De excrementos antiabortistas y otras secreciones mentales

miércoles, 20 de mayo de 2009

... En el ciclo de conferencias sobre el legado de Darwin celebrado en Sevilla hace unos días narraba Alberto Vazquez Figueroa el increíble caso del "hombre-mono", un híbrido de madre humana y padre simio cuya quimérica calavera exponía con orgullo cierta tribu africana en lo alto de una choza para disfrute de los turistas. Pensaba yo mientras tanto qué consideración moral les merecería a los creyentes en una ética sustancialista la matanza de este ser a caballo entre dos especies. Ajenos a dicha paradoja, los antiabortistas han vuelto a saltar a la yugular de la Ministra de Igualdad a raiz de sus últimas declaraciones, donde afirmaba que "[el embrión] es un ser vivo, pero no es un ser humano".
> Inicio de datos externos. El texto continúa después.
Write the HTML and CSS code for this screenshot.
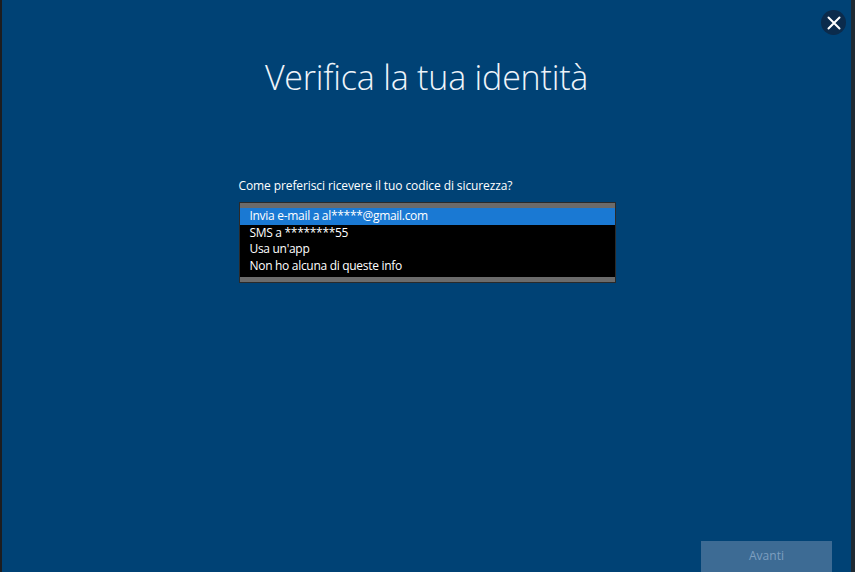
FILE: index.html
```html
<!DOCTYPE html>
<html lang="it">
<head>
  <meta charset="UTF-8">
  <title>Verifica la tua identità</title>
  <link rel="stylesheet" href="styles.css">
</head>
<body>
<div class="frame">
  <div class="window">
    <div class="close-btn">
      <svg width="14" height="14" viewBox="0 0 14 14"><path d="M1.5 1.5L12.5 12.5M12.5 1.5L1.5 12.5" stroke="#fff" stroke-width="2" stroke-linecap="round"/></svg>
    </div>

    <h1 class="title">Verifica la tua identità</h1>

    <div class="choice">
      <div class="choice-label">Come preferisci ricevere il tuo codice di sicurezza?</div>
      <div class="listbox">
        <div class="list-item selected">Invia e-mail a al*****@gmail.com</div>
        <div class="list-item">SMS a ********55</div>
        <div class="list-item">Usa un'app</div>
        <div class="list-item">Non ho alcuna di queste info</div>
      </div>
    </div>

    <div class="footer">
      <button class="next-btn" disabled>Avanti</button>
    </div>
  </div>
  <div class="edge"></div>
</div>
</body>
</html>
```

FILE: styles.css
```css
* {
  margin: 0;
  padding: 0;
  box-sizing: border-box;
  font-family: "Open Sans", "Noto Sans", sans-serif;
}

body {
  width: 855px;
  height: 572px;
  overflow: hidden;
  background-color: #1d1d1f;
}

.frame {
  display: flex;
  height: 572px;
}

.window {
  position: relative;
  width: 849px;
  height: 572px;
  margin-left: 2px;
  background-color: #004275;
  display: flex;
  flex-direction: column;
  align-items: center;
}

.edge {
  width: 4px;
  background-color: #1f2a33;
}

.close-btn {
  position: absolute;
  top: 10px;
  right: 5px;
  width: 25px;
  height: 25px;
  border-radius: 50%;
  background-color: #0b2b4c;
  display: flex;
  justify-content: center;
  align-items: center;
}

.title {
  margin-top: 54px;
  font-size: 34px;
  font-weight: 300;
  color: #eef4fa;
  letter-spacing: -0.2px;
}

.choice {
  width: 377px;
  margin-top: 77px;
  margin-left: 1px;
}

.choice-label {
  font-size: 12px;
  color: #ffffff;
  letter-spacing: -0.1px;
  margin-bottom: 8px;
}

.listbox {
  background-color: #000;
  border: 1px solid #2a2a2a;
  padding: 5px 0;
  box-shadow: inset 0 5px 0 #6b6b6b, inset 0 -5px 0 #6b6b6b;
  height: 81px;
}

.list-item {
  font-size: 12px;
  color: #ffffff;
  letter-spacing: -0.3px;
  height: 16.6px;
  line-height: 16.6px;
  padding-left: 10px;
}

.list-item.selected {
  background-color: #1a79d3;
}

.footer {
  margin-top: auto;
  align-self: flex-end;
  margin-right: 19px;
}

.next-btn {
  width: 131px;
  height: 31px;
  border: none;
  background-color: #3d6b94;
  color: #7d9fc0;
  font-size: 12px;
  padding-bottom: 2px;
}
```
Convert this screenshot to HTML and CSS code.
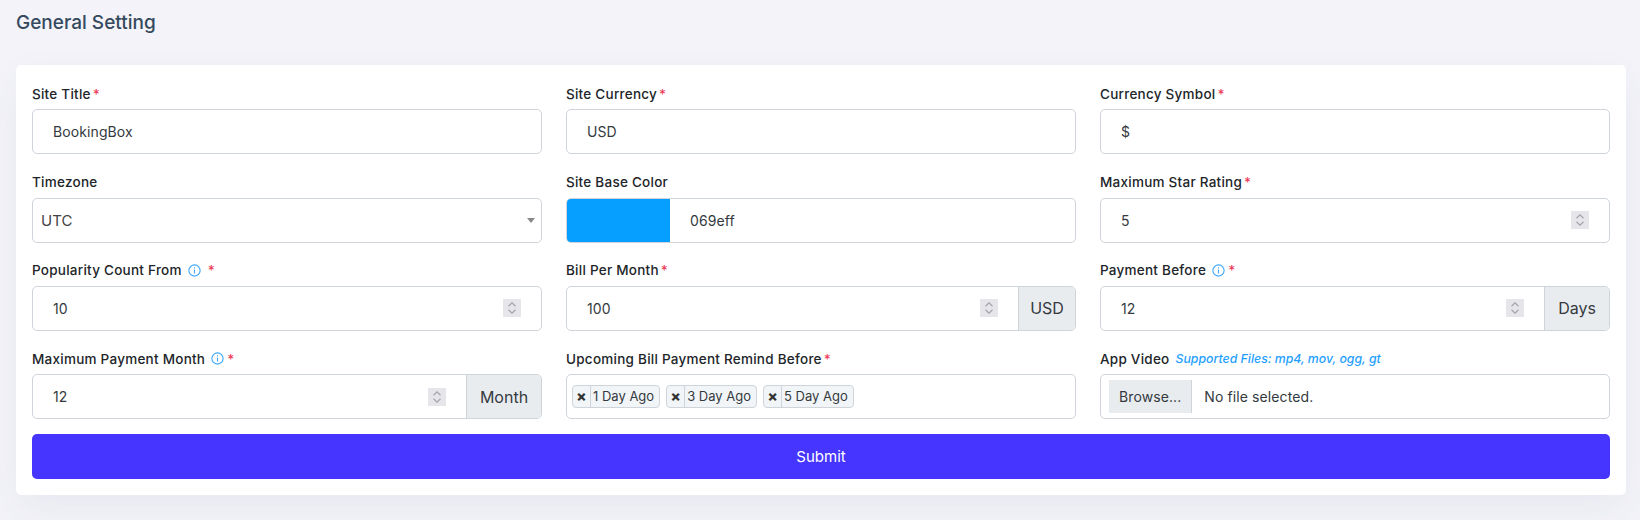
FILE: index.html
```html
<!DOCTYPE html>
<html lang="en">
<head>
    <meta charset="UTF-8">
    <title>General Setting</title>
    <link rel="stylesheet" href="styles.css">
</head>
<body>
    <svg class="icon-defs" width="0" height="0">
        <symbol id="info" viewBox="0 0 12 12">
            <circle cx="6" cy="6" r="5.2" fill="none" stroke="currentColor" stroke-width="1"/>
            <rect x="5.5" y="5.2" width="1" height="3.6" fill="currentColor"/>
            <rect x="5.5" y="3.1" width="1" height="1.1" fill="currentColor"/>
        </symbol>
        <symbol id="spin" viewBox="0 0 18 18">
            <rect width="18" height="18" fill="#e6e6ea"/>
            <path d="M5.5 7.2 9 3.8l3.5 3.4M5.5 10.8 9 14.2l3.5-3.4" fill="none" stroke="#a5a5ad" stroke-width="1.3"/>
        </symbol>
    </svg>

    <h1 class="page-title">General Setting</h1>

    <form class="card">
        <div class="field">
            <div class="label">Site Title<span class="req">*</span></div>
            <div class="control"><span class="value">BookingBox</span></div>
        </div>
        <div class="field">
            <div class="label">Site Currency<span class="req">*</span></div>
            <div class="control"><span class="value">USD</span></div>
        </div>
        <div class="field">
            <div class="label">Currency Symbol<span class="req">*</span></div>
            <div class="control"><span class="value">$</span></div>
        </div>

        <div class="field">
            <div class="label">Timezone</div>
            <div class="control select"><span class="value">UTC</span><i class="caret"></i></div>
        </div>
        <div class="field">
            <div class="label">Site Base Color</div>
            <div class="control color"><i class="swatch"></i><span class="value">069eff</span></div>
        </div>
        <div class="field">
            <div class="label">Maximum Star Rating<span class="req">*</span></div>
            <div class="control">
                <span class="value">5</span>
                <svg class="spin"><use href="#spin"/></svg>
            </div>
        </div>

        <div class="field">
            <div class="label">Popularity Count From<svg class="info"><use href="#info"/></svg><span class="req wide">*</span></div>
            <div class="control">
                <span class="value">10</span>
                <svg class="spin"><use href="#spin"/></svg>
            </div>
        </div>
        <div class="field">
            <div class="label">Bill Per Month<span class="req">*</span></div>
            <div class="control">
                <span class="value">100</span>
                <svg class="spin"><use href="#spin"/></svg>
                <span class="addon addon-usd">USD</span>
            </div>
        </div>
        <div class="field">
            <div class="label">Payment Before<svg class="info"><use href="#info"/></svg><span class="req">*</span></div>
            <div class="control">
                <span class="value">12</span>
                <svg class="spin"><use href="#spin"/></svg>
                <span class="addon addon-days">Days</span>
            </div>
        </div>

        <div class="field">
            <div class="label">Maximum Payment Month<svg class="info"><use href="#info"/></svg><span class="req">*</span></div>
            <div class="control">
                <span class="value">12</span>
                <svg class="spin"><use href="#spin"/></svg>
                <span class="addon addon-month">Month</span>
            </div>
        </div>
        <div class="field">
            <div class="label">Upcoming Bill Payment Remind Before<span class="req">*</span></div>
            <div class="control tags">
                <span class="tag"><b class="tag-x">×</b><span class="tag-text">1 Day Ago</span></span>
                <span class="tag"><b class="tag-x">×</b><span class="tag-text">3 Day Ago</span></span>
                <span class="tag"><b class="tag-x">×</b><span class="tag-text">5 Day Ago</span></span>
            </div>
        </div>
        <div class="field">
            <div class="label">App Video<em class="hint">Supported Files: mp4, mov, ogg, gt</em></div>
            <div class="control file">
                <span class="browse">Browse...</span>
                <span class="file-name">No file selected.</span>
            </div>
        </div>

        <button type="button" class="submit">Submit</button>
    </form>
</body>
</html>
```

FILE: styles.css
```css
body {
    margin: 0;
    padding: 0 14px 0 16px;
    height: 520px;
    box-sizing: border-box;
    overflow: hidden;
    background: #f3f3f9;
    font-family: 'Inter', 'Open Sans', sans-serif;
    color: #212529;
}
.icon-defs {
    position: absolute;
}
.page-title {
    margin: 0;
    padding-top: 12px;
    height: 65px;
    box-sizing: border-box;
    font-size: 19px;
    line-height: 22px;
    font-weight: 500;
    color: #34495e;
}
.card {
    display: grid;
    grid-template-columns: repeat(3, 1fr);
    column-gap: 24px;
    row-gap: 16px;
    padding: 17px 16px 16px;
    background: #fff;
    border-radius: 5px;
    box-shadow: 0 15px 40px rgba(60, 60, 100, 0.06);
}
.label {
    display: flex;
    align-items: center;
    height: 22.3px;
    margin-bottom: 5px;
    padding-top: 1px;
    box-sizing: border-box;
    font-size: 13.5px;
    font-weight: 500;
    letter-spacing: 0.25px;
    white-space: nowrap;
}
.req {
    margin-left: 2px;
    color: #ea3a57;
}
.info {
    width: 13px;
    height: 13px;
    margin-left: 6px;
    color: #3aa6ff;
}
.info + .req {
    margin-left: 3px;
}
.info + .req.wide {
    margin-left: 7px;
}
.hint {
    margin-left: 6px;
    font-size: 12.3px;
    font-weight: 500;
    letter-spacing: 0;
    color: #1f9fff;
}
.control {
    display: flex;
    align-items: center;
    height: 45px;
    box-sizing: border-box;
    border: 1px solid #ced4da;
    border-radius: 5px;
    overflow: hidden;
    font-size: 14px;
    letter-spacing: 0.1px;
    color: #343a40;
}
.value {
    flex: 1;
    padding-left: 20px;
}
.spin {
    width: 18px;
    height: 18px;
    margin-right: 20px;
    flex: none;
}
.addon {
    align-self: stretch;
    display: flex;
    align-items: center;
    justify-content: center;
    box-sizing: border-box;
    background: #e9ecef;
    border-left: 1px solid #ced4da;
    font-size: 16px;
    letter-spacing: 0;
}
.addon-usd {
    width: 57px;
}
.addon-days {
    width: 65px;
}
.addon-month {
    width: 75px;
}
.select .value {
    padding-left: 8px;
    font-size: 15px;
    letter-spacing: 0;
    color: #444;
}
.caret {
    margin-right: 6px;
    border-left: 4px solid transparent;
    border-right: 4px solid transparent;
    border-top: 5px solid #888;
}
.swatch {
    align-self: stretch;
    width: 103px;
    background: #069eff;
}
.tags {
    gap: 6px;
    padding-left: 5px;
}
.tag {
    display: flex;
    align-items: stretch;
    height: 23px;
    box-sizing: border-box;
    background: #f2f5f7;
    border: 1px solid #ced4da;
    border-radius: 4px;
    font-size: 13px;
    letter-spacing: 0;
}
.tag-x {
    width: 17px;
    line-height: 20px;
    text-align: center;
    border-right: 1px solid #ced4da;
    font-size: 15px;
    font-weight: 800;
    color: #333;
}
.tag-text {
    padding: 0 5px 0 2px;
    line-height: 21px;
}
.file .browse {
    display: flex;
    align-items: center;
    height: 33px;
    box-sizing: border-box;
    margin-left: 8px;
    padding: 0 10px;
    background: #e9ecef;
    border-right: 1px solid #ced4da;
}
.file-name {
    margin-left: 12px;
}
.submit {
    grid-column: 1 / -1;
    height: 45px;
    margin-top: -1px;
    border: none;
    border-radius: 5px;
    background: #4634ff;
    color: #fff;
    font-family: inherit;
    font-size: 15px;
    font-weight: 400;
}
```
Aunque la señora Bibiana Aído no sea ni mucho menos una luminaria del pensamiento occidental, hay que recordar la vieja máxima de que la verdad es la verdad la diga Agamenón o su porquero. ¿Es razonable dicha afirmación? A medias. Expliquemos por qué.

La expresión linguística de la cuestión tal y como la plantean los antiabortistas es intencionalmente ambigua y puede ser respondida tanto afirmativa como negativamente, en función de la interpretación que prime. Una cosa es ser “humano” -esencia- y otra muy distinta el “ser ” humano -existencia. El embrión, el espermatozoide o la caca son humanos en tanto se les atribuye esencia humana y no perruna o caprina. Sin embargo de ahí no se deduce que al espermatozoide, el embrión o la caca humanas haya que reconocerles humanidad y, consecuentemente, Derechos Humanos. La dignidad se le reconoce al “ser” humano, es decir, no a lo que se le predica la humanidad como atributo, sino lo que es sustantivamente humano, al sujeto humano, o incluso mejor, a la existencia humana. Cual sea el modo de ser auténticamente humano es la verdera cuestión.

Los antiabortistas usan dicha ambigüedad para plantear a renglón seguido la falaz contradicción que repiten una y otra vez en forma de pregunta capciosa -si un embrión no es un ser humano, ¿entonces de qué especie es?- que, como hemos visto, remite a la interpretación esencialista de la fórmula "ser humano" (de cuya respuesta se encarga la ciencia) y no a la interpretación existencialista, que es la que involucra a la filosofía y preocupa a la ética.

Directamente relacionada con la disquisición anterior se encuentra las presunta evidencia incontestable que enarbolan los antiabortistas cuando hablan del ADN humano (antes alma) y lo presentan como el sustrato de la dignidad, del cual cuelgan todos los valores morales. Se trata de una impostura, pues nada hay de moralmente relevante en determinada configuración de una cadena de ácido desoxirribonucleico tal y como pretenden los antiabortistas, sino que, en sentido inverso, partimos de la noción o fenómeno moral de “la humanidad” ya dado por el contexto cultural y es desde esa plataforma que, cuando nos proponemos hacer ética, buscamos una propiedad universalizable con la que catalogarla, que podrá ser el ADN u otra cosa. Pero decir que un ser es digno porque tiene determinado ADN es como decir que un excremento es bellísimo porque lo defecó Picasso. Un sinsentido completo.

Lo que ocurre es que al bajar a la realidad a corroborar nuestros prejuicios encontramos lo que previamente hemos puesto nosotros en ellos. Por ello la ciencia, la biología o la genética son disciplinas que no tienen nada que decirnos sobre lo que es “ser” humano y lo que no es serlo. Una vez definida la humanidad podemos detectar a posteriori lo “humano”, pero no podemos encontrar lo que es “ser” humano mirando por un microscopio una cadena de ácido desoxirribonucleico ni ninguna otra cosa.

Sin embargo, la ciega ética sustancialista, como una máquina de Turing desbocada, no encuentra razón suficiente para detener esta descontextualización de la noción de humanidad, que acaba llevándola hasta el absurdo de tener que considerar que el contenido de una placa de Petri tiene el mismo valor moral que un padre de familia. El concepto de posibilidad, de potencia, les sigue confundiendo de tal manera que incluso dudan de que no se pueda trepar a una semilla de roble para huír de un oso. No entienden que la existencia de la bellota y no la idea platónica de Roble constitiuya el verdadero ser de la bellota, con respecto al cual se conduce todo ente sensato. Por eso los cerdos, que son el colmo de la sensatez, comen bellotas y no robles.